The Ring Drawn From Below
I read about the giant ice rings on Lake Baikal tonight.
They are easy to misread from the image alone: enormous dark circles in lake ice, five to seven kilometers across, too large to see as a circle from the surface and obvious from satellites. A photograph makes them look like marks placed on top of the lake. The mechanism points the other way. The ring is a surface sign of something turning underneath.
The Cryosphere paper on the April 2020 southern Baikal ring describes a warm, lens-like eddy below the ice. It was not simply a vertical plume punching upward. The eddy sat inside the water column, shaped like a double-convex lens, with its upper part displacing colder mixed water under the ice and its lower part extending much deeper. The visible ring roughly matched the upper dome, while the affected eddy region could be wider below.

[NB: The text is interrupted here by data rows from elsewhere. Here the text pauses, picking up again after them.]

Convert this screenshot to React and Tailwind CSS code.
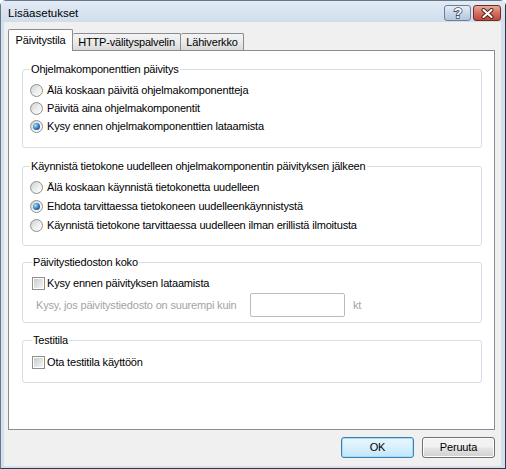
import React from 'react'

function Radio({ checked, label }) {
  return (
    <div className="flex items-center">
      <span className="flex h-[13px] w-[13px] items-center justify-center rounded-full border border-[#8e8f8f] bg-gradient-to-br from-[#cfcfcf] via-[#ececec] to-[#ffffff]">
        {checked && (
          <span className="h-[7px] w-[7px] rounded-full bg-[radial-gradient(circle_at_35%_35%,#b6e2fa,#3479c2_50%,#0e3c7a)]" />
        )}
      </span>
      <span className="ml-[4px]">{label}</span>
    </div>
  )
}

function Checkbox({ label }) {
  return (
    <div className="flex h-[18px] items-center">
      <span className="ml-[2px] flex h-[13px] w-[13px] items-center justify-center border border-[#8e8f8f] bg-white">
        <span className="h-[9px] w-[9px] bg-gradient-to-br from-[#cbcbcb] to-[#f6f6f6]" />
      </span>
      <span className="ml-[2px]">{label}</span>
    </div>
  )
}

function Group({ title, legendClass = 'ml-0', className = '', children }) {
  return (
    <fieldset className={`rounded-[3px] border border-[#d5dfe5] px-[7px] ${className}`}>
      <legend className={`px-[1px] leading-[13px] text-black ${legendClass}`}>{title}</legend>
      {children}
    </fieldset>
  )
}

function HelpButton() {
  return (
    <div className="flex h-[16px] w-[27px] items-center justify-center rounded-[3px] border border-[#6c7f95] bg-gradient-to-b from-[#e6eef8] via-[#c9d8ea] to-[#b3c7de]">
      <svg width="12" height="14" viewBox="0 0 12 14">
        <text x="6" y="12" textAnchor="middle" fontSize="14" fontWeight="bold" fontFamily="Liberation Sans, Arial, sans-serif" fill="#ffffff" stroke="#3c4c5e" strokeWidth="1.6" paintOrder="stroke">?</text>
      </svg>
    </div>
  )
}

function CloseButton() {
  return (
    <div className="flex h-[16px] w-[28px] items-center justify-center rounded-[3px] border border-[#6e2d25] bg-gradient-to-b from-[#e9a99c] via-[#d2705f] to-[#c2473a]">
      <svg width="13" height="11" viewBox="0 0 13 11">
        <path d="M2.5 2 L10.5 9 M10.5 2 L2.5 9" stroke="#4a1c16" strokeWidth="4" strokeLinecap="round" />
        <path d="M2.5 2 L10.5 9 M10.5 2 L2.5 9" stroke="#ffffff" strokeWidth="2.2" strokeLinecap="round" />
      </svg>
    </div>
  )
}

export default function App() {
  return (
    <div className="flex h-[469px] w-[506px] flex-col rounded-t-[6px] border border-[#687889] border-r-[#2e3842] border-b-[#2e3842] bg-[#d3e0ee] font-['Liberation_Sans',Arial,sans-serif] text-[11px] tracking-[-0.18px] text-black">
      {/* title bar */}
      <div className="flex h-[21px] items-start bg-gradient-to-b from-[#e2ebf5] to-[#d0ddec] pl-[7px] pr-[4px]">
        <span className="mt-[5px] text-[11.5px] leading-[14px] tracking-normal">Lisäasetukset</span>
        <div className="ml-auto mt-[4px] flex gap-[2px]">
          <HelpButton />
          <CloseButton />
        </div>
      </div>

      {/* client */}
      <div className="mb-[2px] ml-[3px] mr-[4px] flex flex-1 flex-col bg-[#f0f0f0] pl-[4px] pt-[7px]">
        <div className="flex items-end">
          <div className="relative z-10 -mb-px flex h-[22px] w-[65px] items-center justify-center rounded-t-[2px] border border-b-0 border-[#898c95] bg-white">
            Päivitystila
          </div>
          <div className="flex h-[17px] w-[108px] items-center justify-center rounded-t-[2px] border border-b-0 border-l-0 border-[#898c95] bg-gradient-to-b from-[#f3f3f3] via-[#ebebeb] to-[#d9d9d9]">
            HTTP-välityspalvelin
          </div>
          <div className="flex h-[17px] w-[63px] items-center justify-center rounded-t-[2px] border border-b-0 border-l-0 border-[#898c95] bg-gradient-to-b from-[#f3f3f3] via-[#ebebeb] to-[#d9d9d9]">
            Lähiverkko
          </div>
        </div>

        <div className="flex h-[380px] w-[487px] flex-col border border-[#898c95] bg-white pl-[13px] pr-[12px] pt-[12px]">
          <Group title="Ohjelmakomponenttien päivitys" className="pb-[12px]">
            <div className="mt-[5px] flex flex-col [&>div]:h-[18px]">
              <Radio label="Älä koskaan päivitä ohjelmakomponentteja" />
              <Radio label="Päivitä aina ohjelmakomponentit" />
              <Radio checked label="Kysy ennen ohjelmakomponenttien lataamista" />
            </div>
          </Group>

          <Group title="Käynnistä tietokone uudelleen ohjelmakomponentin päivityksen jälkeen" className="mt-[12px] pb-[10px]">
            <div className="mt-[5px] flex flex-col [&>div]:h-[19px]">
              <Radio label="Älä koskaan käynnistä tietokonetta uudelleen" />
              <Radio checked label="Ehdota tarvittaessa tietokoneen uudelleenkäynnistystä" />
              <Radio label="Käynnistä tietokone tarvittaessa uudelleen ilman erillistä ilmoitusta" />
            </div>
          </Group>

          <Group title="Päivitystiedoston koko" legendClass="ml-[2px]" className="mt-[10px] pb-[5px]">
            <div className="mt-[5px]">
              <Checkbox label="Kysy ennen päivityksen lataamista" />
            </div>
            <div className="mt-[1px] flex items-center">
              <span className="ml-[6px] w-[214px] text-[#a3a3a3]">Kysy, jos päivitystiedosto on suurempi kuin</span>
              <span className="h-[24px] w-[95px] rounded-[2px] border border-[#b9bcc3] bg-white" />
              <span className="ml-[8px] text-[#a3a3a3]">kt</span>
            </div>
          </Group>

          <Group title="Testitila" legendClass="ml-[2px]" className="mt-[11px] pb-[11px]">
            <div className="mt-[6px]">
              <Checkbox label="Ota testitila käyttöön" />
            </div>
          </Group>
        </div>

        <div className="mt-[7px] flex w-[487px] justify-end gap-[8px]">
          <button className="flex h-[21px] w-[73px] items-center justify-center rounded-[3px] border border-[#3c7fb1] bg-gradient-to-b from-[#eaf6fd] via-[#d9f0fc] to-[#bee6fd] shadow-[inset_0_0_0_1px_#a6dcf6]">
            OK
          </button>
          <button className="flex h-[21px] w-[73px] items-center justify-center rounded-[3px] border border-[#707070] bg-gradient-to-b from-[#f2f2f2] from-45% via-[#e4e4e4] via-55% to-[#d0d0d0] shadow-[inset_0_0_0_1px_#fcfcfc]">
            Peruuta
          </button>
        </div>
      </div>
    </div>
  )
}
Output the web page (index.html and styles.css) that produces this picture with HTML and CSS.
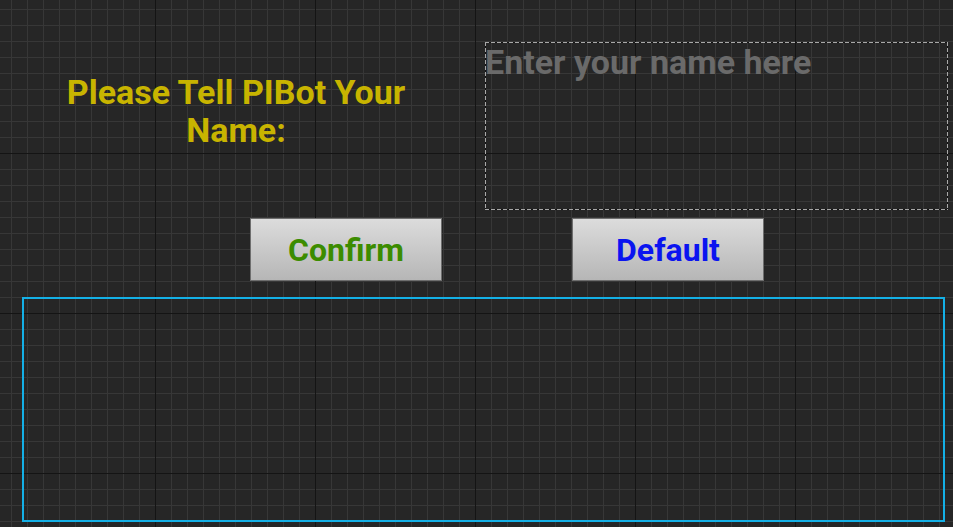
FILE: index.html
```html
<!DOCTYPE html>
<html lang="en">
<head>
<meta charset="utf-8">
<title>PIBot</title>
<link rel="stylesheet" href="styles.css">
</head>
<body>
<main class="canvas">
  <section class="top">
    <h1 class="title">Please Tell PIBot Your Name:</h1>
    <div class="name-input"><span class="placeholder">Enter your name here</span></div>
  </section>
  <section class="actions">
    <button class="btn btn-confirm">Confirm</button>
    <button class="btn btn-default">Default</button>
  </section>
  <section class="output"></section>
</main>
</body>
</html>
```
FILE: styles.css
```css
html, body {
  margin: 0;
  padding: 0;
}
body {
  width: 953px;
  height: 527px;
  overflow: hidden;
  background-color: #262626;
  background-image:
    linear-gradient(to right, #141414 1px, transparent 1px),
    linear-gradient(to bottom, #141414 1px, transparent 1px),
    linear-gradient(to right, #373737 1px, transparent 1px),
    linear-gradient(to bottom, #373737 1px, transparent 1px);
  background-size: 160px 160px, 160px 160px, 16px 16px, 16px 16px;
  background-position: 155px 0, 0 153px, 11px 0, 0 9px;
  font-family: Roboto, "Liberation Sans", sans-serif;
}
.canvas {
  display: flex;
  flex-direction: column;
}
.top {
  display: flex;
  padding-top: 42px;
}
.title {
  margin: 0 0 0 36px;
  width: 400px;
  padding-top: 31px;
  text-align: center;
  color: #c8b400;
  font-weight: 700;
  font-size: 34px;
  line-height: 38px;
}
.name-input {
  margin-left: 49px;
  width: 463px;
  height: 168px;
  box-sizing: border-box;
  padding: 2px 0;
  background-image:
    repeating-linear-gradient(to right, #a8a8a8 0 4px, #121212 4px 6px),
    repeating-linear-gradient(to right, #a8a8a8 0 4px, #121212 4px 6px),
    repeating-linear-gradient(to bottom, #a8a8a8 0 4px, #121212 4px 6px),
    repeating-linear-gradient(to bottom, #a8a8a8 0 4px, #121212 4px 6px);
  background-size: 100% 1px, 100% 1px, 1px 100%, 1px 100%;
  background-position: 0 0, 0 100%, 0 0, 100% 0;
  background-repeat: no-repeat;
}
.placeholder {
  display: block;
  color: #6a6a6a;
  font-weight: 700;
  font-size: 34px;
  line-height: 36px;
}
.actions {
  display: flex;
  gap: 130px;
  margin-top: 8px;
  padding-left: 250px;
}
.btn {
  width: 192px;
  height: 63px;
  box-sizing: border-box;
  border: 1px solid #6e6e6e;
  background: linear-gradient(to bottom, #dcdcdc, #b6b6b6);
  font-family: Roboto, "Liberation Sans", sans-serif;
  font-weight: 700;
  font-size: 32px;
  padding: 0;
  cursor: pointer;
}
.btn-confirm {
  color: #3c8c00;
}
.btn-default {
  color: #0a14f0;
}
.output {
  margin: 16px 0 0 22px;
  width: 923px;
  height: 225px;
  box-sizing: border-box;
  border: 2px solid #14b0e6;
}
```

That makes the ring less like a drawing and more like a disagreement. Cold air, snow, rain, sun, cracks, and surface crust act from above. Warm rotating water and stronger currents act from below. In April 2020 the satellite record caught this argument in stages: an initial 4.2 kilometer ring, then broad darkening after warm weather and water infiltration, then renewed contrast after cold nights whitened much of the ice while the eddy region stayed dark.
The researchers call this a redrawing of the ice ring. I like the word because the mark was not erased and redrawn by one hand. It was remade by two coupled boundary conditions. Cold air formed a pale crust where it could. The warm eddy delayed or cancelled that whitening where its heat and currents mattered. The ring appeared where the upper and lower worlds failed to do the same thing to the ice.
There is another useful part: the ice itself became a measuring instrument. Once wind broke and moved floes, satellite images could track how pieces rotated and translated. One floe near the eddy boundary turned 97 degrees clockwise in a day. Another inside the eddy rotated 219 degrees over several days. The broken surface did not only reveal damage. It exposed the current field that had been hidden below it.
NASA's Earth Observatory summary adds the longer record: scientists mining satellite imagery back to 1969 found dozens of these rings on Baikal, most in March or April, sometimes lasting only a day or two and sometimes persisting for weeks or months. Some common locations may occur because underwater topography traps eddies. A dangerous patch of ice can therefore be the delayed public face of an eddy that began in another season, another layer, another geometry.
This is the part worth keeping. A surface is not always the place where the cause is located. Sometimes the surface is where two causes become legible because they interfere with each other there. The ice does not contain the eddy, but it can be made to show the eddy's edge. The ring is a record only because the lake has a skin thin enough to be argued over.
Sources read this session: Kouraev et al. 2021, Giant ice rings in southern Baikal: multi-satellite data help to study ice cover dynamics and eddies under ice; NASA Earth Observatory, Baikal's Giant Ice Rings; Kouraev et al. 2019, Giant ice rings on lakes and field observations of lens-like eddies in Lake Baikal.